Even the writing-related things I do (finishing a first draft, working on a revision, writing a little bit on the new novel) don't seem to merit posts here at the moment.

Probably the correct answer is, "So don't update your LJ. Just live your life." Which is wise advice, and I know that probably not many people do notice when I don't update for a while. But part of what makes LJ appealing to me is the community here, and I haven't been participating much in that community lately. I've been keeping up with reading my friends page, to a certain extent, but I haven't been commenting, haven't been posting. I don't want to let my position as a member of this community slip just because I've recently entered into this whole new community that is college.

(Also, I really do enjoy having this space to introspect generally, think about what my life means, talk about whatever's on my mind.)
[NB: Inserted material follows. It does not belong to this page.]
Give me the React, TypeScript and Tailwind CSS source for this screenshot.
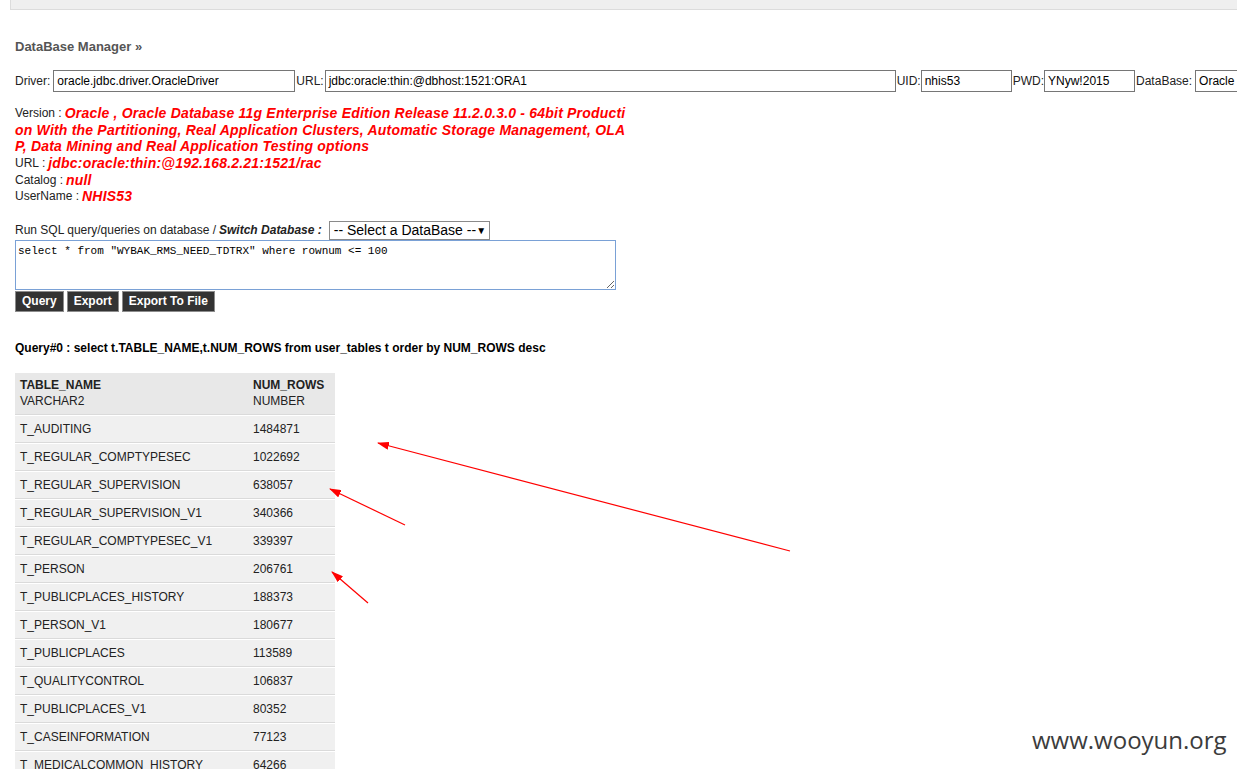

This post, then, is to say (to myself and to anyone who's reading) that I will return eventually and I know I'll be the better for having taken this time just to live. That I'm aware of this step I'm taking away from using LJ as a main vehicle for my thoughts into the world, and I'm okay with that. But that I will, in turn, try to remember to participate in the community when I can. To try to work out that balance between communities. Because both of them are part of who I am.